Relators Scott Rose, Mary Aquino, Mitchell Nelson, and Lucy Stearns, who are former admissions representatives for Defendant, brought this False Claims Act action in 2010, claiming that Defendant violated the incentive compensation ban from 2006 through 2010. Defendant filed a motion for summary judgment, which the district court denied on May 4, 2016. But on June 16, 2016, the Supreme Court decided Escobar , in which the Court clarified the law surrounding falsity and materiality in False Claims Act claims. 136 S.Ct. at 1999, 2001. Defendant filed a motion for reconsideration in light of Escobar , which the district court likewise denied. But the district court granted in part Defendant’s motion for an interlocutory appeal, certifying to this court several questions relating to Escobar ’s effect on our precedent. DISCUSSION
The three questions certified for interlocutory appeal are:
(1) Must the "two conditions" identified by the Supreme Court in Escobar always be satisfied for implied false certification liability under the [False Claims Act], or does Ebeid ’ s test for implied false certification remain good law?

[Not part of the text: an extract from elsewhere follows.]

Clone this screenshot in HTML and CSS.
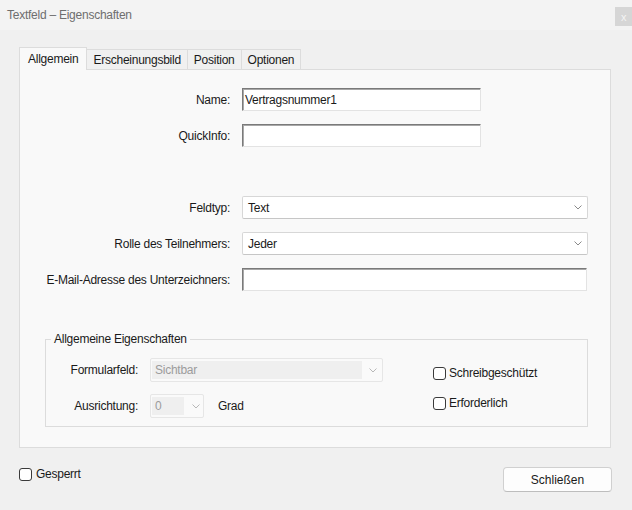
FILE: index.html
```html
<!DOCTYPE html>
<html lang="de">
<head>
<meta charset="utf-8">
<title>Textfeld – Eigenschaften</title>
<link rel="stylesheet" href="styles.css">
</head>
<body>
<div class="window">
  <header class="titlebar">
    <span class="title">Textfeld – Eigenschaften</span>
    <span class="close">x</span>
  </header>
  <main class="content">
    <nav class="tabs">
      <span class="tab active">Allgemein</span>
      <span class="tab">Erscheinungsbild</span>
      <span class="tab">Position</span>
      <span class="tab">Optionen</span>
    </nav>
    <section class="panel">
      <div class="fields">
        <div class="row">
          <label class="label">Name:</label>
          <div class="input short">Vertragsnummer1</div>
        </div>
        <div class="row">
          <label class="label">QuickInfo:</label>
          <div class="input short"></div>
        </div>
        <div class="row spaced">
          <label class="label">Feldtyp:</label>
          <div class="select"><span>Text</span><svg class="chev" width="8" height="5" viewBox="0 0 8 5"><polyline points="0.5,0.5 4,4 7.5,0.5"/></svg></div>
        </div>
        <div class="row">
          <label class="label">Rolle des Teilnehmers:</label>
          <div class="select"><span>Jeder</span><svg class="chev" width="8" height="5" viewBox="0 0 8 5"><polyline points="0.5,0.5 4,4 7.5,0.5"/></svg></div>
        </div>
        <div class="row">
          <label class="label">E-Mail-Adresse des Unterzeichners:</label>
          <div class="input wide"></div>
        </div>
      </div>
      <fieldset class="group">
        <legend>Allgemeine Eigenschaften</legend>
        <div class="group-grid">
          <span class="glabel">Formularfeld:</span>
          <div class="dselect form-field"><span class="value">Sichtbar</span><svg class="chev" width="8" height="5" viewBox="0 0 8 5"><polyline points="0.5,0.5 4,4 7.5,0.5"/></svg></div>
          <span class="glabel">Ausrichtung:</span>
          <div class="orient">
            <div class="dselect angle"><span class="value">0</span><svg class="chev" width="8" height="5" viewBox="0 0 8 5"><polyline points="0.5,0.5 4,4 7.5,0.5"/></svg></div>
            <span>Grad</span>
          </div>
        </div>
        <div class="checks">
          <label class="check"><input type="checkbox"><span>Schreibgeschützt</span></label>
          <label class="check"><input type="checkbox"><span>Erforderlich</span></label>
        </div>
      </fieldset>
    </section>
    <footer class="footer">
      <label class="check locked"><input type="checkbox"><span>Gesperrt</span></label>
      <button class="btn" type="button">Schließen</button>
    </footer>
  </main>
</div>
</body>
</html>
```
FILE: styles.css
```css
* { box-sizing: border-box; }
html, body { margin: 0; padding: 0; }
body {
  width: 632px;
  height: 510px;
  overflow: hidden;
  background: #f0f0f0;
  font-family: "Liberation Sans", Arial, sans-serif;
  font-size: 12px;
  letter-spacing: -0.25px;
  color: #1a1a1a;
}
.titlebar {
  height: 30px;
  display: flex;
  justify-content: space-between;
  align-items: flex-start;
  background: #f3f3f3;
}
.title {
  padding-left: 7px;
  line-height: 30px;
  color: #6e6e6e;
}
.close {
  margin-top: 7px;
  width: 17px;
  height: 19px;
  background: #d6d6d6;
  color: #f4f4f4;
  font-size: 11px;
  display: flex;
  align-items: center;
  justify-content: center;
}
.content { padding: 17px 21px 0 19px; }
.tabs {
  display: flex;
  align-items: flex-end;
  height: 22px;
  position: relative;
  z-index: 1;
}
.tab {
  height: 20px;
  padding: 1px 6px 0;
  line-height: 19px;
  border: 1px solid #dcdcdc;
  border-bottom: none;
  margin-left: -1px;
  background: #f0f0f0;
}
.tab.active {
  height: 23px;
  margin-left: 0;
  margin-bottom: -1px;
  padding: 2px 8px 0;
  line-height: 19px;
  background: #f9f9f9;
  position: relative;
  z-index: 2;
}
.panel {
  background: #f9f9f9;
  border: 1px solid #dcdcdc;
  padding: 18px 22px 20px 0;
}
.fields {
  display: flex;
  flex-direction: column;
  gap: 13px;
}
.row {
  display: flex;
  align-items: center;
  height: 23px;
}
.row.spaced { margin-top: 36px; }
.label {
  flex: none;
  width: 210px;
  margin-right: 12px;
  text-align: right;
}
.input {
  height: 23px;
  background: #fff;
  border: 1px solid;
  border-color: #7a7a7a #e3e3e3 #e3e3e3 #7a7a7a;
  box-shadow: inset 1px 1px 0 #a8a8a8;
  padding: 0 2px;
  display: flex;
  align-items: center;
}
.input.short { width: 239px; }
.input.wide { flex: 1; margin-right: 1px; }
.select {
  flex: 1;
  height: 23px;
  background: #fff;
  border: 1px solid #d7d7d7;
  border-bottom-color: #c6c6c6;
  border-radius: 2px;
  display: flex;
  align-items: center;
  justify-content: space-between;
  padding: 0 5px 0 5px;
}
.chev { flex: none; }
.chev polyline { fill: none; stroke: #8a8a8a; stroke-width: 1; }
.group {
  margin: 40px 0 0 25px;
  padding: 11px 0 8px 0;
  border: 1px solid #dcdcdc;
  display: flex;
  align-items: flex-start;
  min-width: 0;
}
.group legend {
  margin-left: 5px;
  padding: 0 3px;
  line-height: 16px;
}
.group-grid {
  display: grid;
  grid-template-columns: 92px auto;
  column-gap: 12px;
  row-gap: 12px;
  align-items: center;
}
.glabel { text-align: right; }
.dselect {
  height: 24px;
  border: 1px solid #e6e6e6;
  border-radius: 2px;
  background: #fafafa;
  display: flex;
  align-items: center;
  padding: 2px 5px 2px 1px;
}
.dselect .value {
  height: 18px;
  background: #efefef;
  color: #9c9c9c;
  display: flex;
  align-items: center;
  padding-left: 3px;
}
.dselect .chev polyline { stroke: #b8b8b8; }
.form-field { width: 233px; }
.form-field .value { width: 211px; margin-right: 7px; }
.angle { width: 54px; padding-right: 3px; }
.angle .value { width: 33px; margin-right: 8px; }
.orient {
  display: flex;
  align-items: center;
  gap: 14px;
}
.checks {
  margin-left: 50px;
  padding-top: 9px;
  display: flex;
  flex-direction: column;
  gap: 17px;
}
.check {
  display: flex;
  align-items: center;
  gap: 3px;
  line-height: 13px;
}
.check input {
  appearance: none;
  -webkit-appearance: none;
  margin: 0;
  width: 13px;
  height: 13px;
  border: 1px solid #3a3a3a;
  border-radius: 3px;
  background: #fff;
}
.footer {
  display: flex;
  justify-content: space-between;
  align-items: flex-start;
  margin: 19px -1px 0 0;
}
.locked { margin-top: 1px; gap: 4px; }
.btn {
  width: 109px;
  height: 25px;
  border: 1px solid #d0d0d0;
  border-bottom-color: #bdbdbd;
  border-radius: 4px;
  background: #fdfdfd;
  font: inherit;
  color: #1a1a1a;
  padding: 0;
}
```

(2) Does an educational institution automatically lose its institutional eligibility if it fails to comply [with] the [incentive compensation ban]?
(3) Does Hendow ’s holding that the [incentive compensation ban] is material under the [False Claims Act] remain good law after Escobar ?
Although we structure our discussion differently, we have endeavored to answer those questions.
A. Legal Background
The Department of Education oversees the grant of Title IV funds to colleges and universities. To qualify for such funds, schools must comply with a number of statutory, regulatory, and contractual requirements. One such requirement is the incentive compensation ban, which is mandated by statute, regulation, and contractual program participation agreements. The incentive compensation ban prohibits schools from providing "any commission, bonus, or other incentive payment based directly or indirectly on success in securing enrollments or financial aid to any persons or entities engaged in any student recruiting or admission activities." 20 U.S.C. § 1094(a)(20) ; 34 C.F.R. § 668.14(b)(22). If individuals become aware of a school’s violation of the incentive compensation ban, they can bring a qui tam action on behalf of the United States under the False Claims Act. When the Department becomes aware of such violations, it also can take direct action against noncompliant schools by, among other things, mandating corrective action; reaching a settlement agreement; imposing fines; or limiting, suspending, or terminating a school’s participation in federal student aid programs.
The False Claims Act imposes liability on anyone who "knowingly presents, or causes to be presented, a false or fraudulent claim for payment or approval." 31 U.S.C. § 3729(a)(1)(A). We articulated the four elements of a False Claims Act claim in United States ex rel. Hendow v. University of Phoenix , 461 F.3d 1166 (9th Cir. 2006), another case that involved alleged violations of the incentive compensation ban. Under Hendow , a successful False Claims Act claim requires: "(1) a false statement or fraudulent course of conduct, (2) made with scienter, (3) that was material, causing (4) the government to pay out money or forfeit moneys due." Id. at 1174. But Escobar has unsettled the state of this circuit’s law with regard to two of those elements: falsity and materiality.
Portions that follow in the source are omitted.